• **Task brief**
Read the lines below. Copy out any that hold the string "React".

** Begin **

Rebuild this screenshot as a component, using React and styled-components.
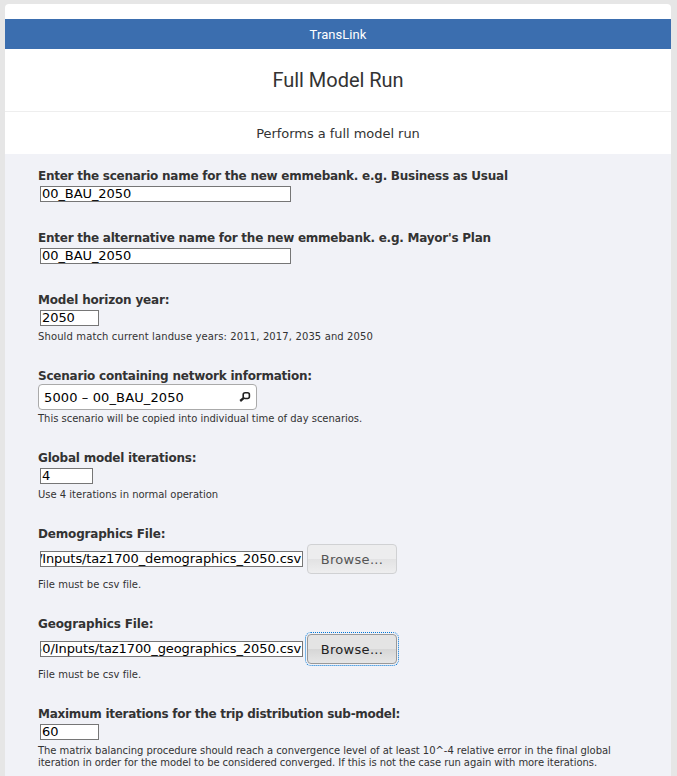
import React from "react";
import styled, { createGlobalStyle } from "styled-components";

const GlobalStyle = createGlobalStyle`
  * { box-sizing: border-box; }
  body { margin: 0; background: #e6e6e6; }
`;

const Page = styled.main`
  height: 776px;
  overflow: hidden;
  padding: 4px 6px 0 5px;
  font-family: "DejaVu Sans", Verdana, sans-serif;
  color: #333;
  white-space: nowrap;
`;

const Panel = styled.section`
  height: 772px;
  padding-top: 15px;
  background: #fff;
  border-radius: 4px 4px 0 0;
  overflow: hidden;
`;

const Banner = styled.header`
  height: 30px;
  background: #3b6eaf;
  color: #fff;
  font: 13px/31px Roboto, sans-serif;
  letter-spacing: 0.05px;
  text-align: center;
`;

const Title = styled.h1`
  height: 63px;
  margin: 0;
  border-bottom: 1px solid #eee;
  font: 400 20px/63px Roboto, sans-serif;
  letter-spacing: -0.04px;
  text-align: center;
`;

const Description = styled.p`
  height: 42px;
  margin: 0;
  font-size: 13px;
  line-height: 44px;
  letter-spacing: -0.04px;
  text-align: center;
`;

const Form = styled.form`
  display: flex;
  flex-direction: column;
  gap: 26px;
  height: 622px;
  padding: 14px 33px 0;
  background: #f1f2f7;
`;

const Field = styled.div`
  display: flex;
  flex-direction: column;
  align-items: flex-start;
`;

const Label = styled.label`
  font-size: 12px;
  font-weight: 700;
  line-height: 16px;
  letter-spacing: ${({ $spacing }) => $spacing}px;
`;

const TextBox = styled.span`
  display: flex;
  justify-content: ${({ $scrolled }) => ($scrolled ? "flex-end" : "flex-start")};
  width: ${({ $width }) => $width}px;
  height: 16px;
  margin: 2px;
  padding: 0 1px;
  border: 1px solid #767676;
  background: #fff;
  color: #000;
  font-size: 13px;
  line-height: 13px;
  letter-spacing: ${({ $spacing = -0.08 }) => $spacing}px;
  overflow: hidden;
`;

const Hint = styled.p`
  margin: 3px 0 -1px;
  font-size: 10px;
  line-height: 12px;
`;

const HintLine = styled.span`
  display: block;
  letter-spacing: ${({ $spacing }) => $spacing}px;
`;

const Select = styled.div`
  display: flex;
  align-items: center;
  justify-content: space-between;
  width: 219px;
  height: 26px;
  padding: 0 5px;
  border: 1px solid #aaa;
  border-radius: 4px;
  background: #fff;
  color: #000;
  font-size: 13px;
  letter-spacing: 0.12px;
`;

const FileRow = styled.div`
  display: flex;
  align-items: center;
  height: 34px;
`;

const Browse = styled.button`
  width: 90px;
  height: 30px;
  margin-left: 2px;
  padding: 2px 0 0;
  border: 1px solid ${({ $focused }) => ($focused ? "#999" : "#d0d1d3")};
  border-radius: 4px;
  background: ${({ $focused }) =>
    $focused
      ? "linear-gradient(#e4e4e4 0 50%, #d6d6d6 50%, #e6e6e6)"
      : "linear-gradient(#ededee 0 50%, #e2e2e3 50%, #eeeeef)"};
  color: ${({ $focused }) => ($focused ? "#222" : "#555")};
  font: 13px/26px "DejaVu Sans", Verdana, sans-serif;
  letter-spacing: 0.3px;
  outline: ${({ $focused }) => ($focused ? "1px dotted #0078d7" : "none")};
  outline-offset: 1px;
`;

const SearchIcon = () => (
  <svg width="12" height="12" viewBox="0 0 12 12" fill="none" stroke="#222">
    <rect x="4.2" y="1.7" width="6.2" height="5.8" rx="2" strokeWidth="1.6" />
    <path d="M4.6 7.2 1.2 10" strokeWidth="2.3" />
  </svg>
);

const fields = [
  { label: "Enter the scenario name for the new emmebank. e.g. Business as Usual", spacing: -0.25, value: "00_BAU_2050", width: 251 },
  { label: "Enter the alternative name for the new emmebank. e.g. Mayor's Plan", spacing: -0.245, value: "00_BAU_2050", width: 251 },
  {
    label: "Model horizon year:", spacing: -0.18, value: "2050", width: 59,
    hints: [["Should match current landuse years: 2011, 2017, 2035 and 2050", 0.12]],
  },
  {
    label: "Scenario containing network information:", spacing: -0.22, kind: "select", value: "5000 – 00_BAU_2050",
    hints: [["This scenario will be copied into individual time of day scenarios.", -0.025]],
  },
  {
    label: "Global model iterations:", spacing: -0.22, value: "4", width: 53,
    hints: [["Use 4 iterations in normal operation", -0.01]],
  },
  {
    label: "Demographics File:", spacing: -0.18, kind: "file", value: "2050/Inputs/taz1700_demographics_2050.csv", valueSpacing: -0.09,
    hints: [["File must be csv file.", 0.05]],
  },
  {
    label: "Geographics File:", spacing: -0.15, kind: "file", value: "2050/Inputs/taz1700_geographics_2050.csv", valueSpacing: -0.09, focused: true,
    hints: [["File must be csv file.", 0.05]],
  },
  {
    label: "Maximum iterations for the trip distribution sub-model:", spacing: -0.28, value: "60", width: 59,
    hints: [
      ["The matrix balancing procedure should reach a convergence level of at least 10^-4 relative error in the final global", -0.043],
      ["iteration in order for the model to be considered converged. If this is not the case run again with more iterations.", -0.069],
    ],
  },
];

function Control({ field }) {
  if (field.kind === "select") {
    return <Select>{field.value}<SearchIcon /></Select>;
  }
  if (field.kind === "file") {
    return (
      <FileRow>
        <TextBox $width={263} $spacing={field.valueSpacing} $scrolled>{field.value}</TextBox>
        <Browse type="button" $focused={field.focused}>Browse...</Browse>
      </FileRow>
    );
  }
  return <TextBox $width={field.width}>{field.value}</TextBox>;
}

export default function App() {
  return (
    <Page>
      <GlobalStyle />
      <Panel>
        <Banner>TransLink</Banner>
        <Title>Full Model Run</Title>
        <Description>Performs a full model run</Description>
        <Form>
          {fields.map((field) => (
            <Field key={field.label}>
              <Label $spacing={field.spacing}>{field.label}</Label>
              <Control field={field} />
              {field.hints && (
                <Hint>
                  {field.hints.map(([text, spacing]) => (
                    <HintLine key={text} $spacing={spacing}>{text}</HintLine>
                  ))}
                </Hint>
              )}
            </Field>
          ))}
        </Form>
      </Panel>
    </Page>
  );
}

** End **

• **Output for this task**
Rebuild this screenshot as a component, using React and styled-components.
import React from "react";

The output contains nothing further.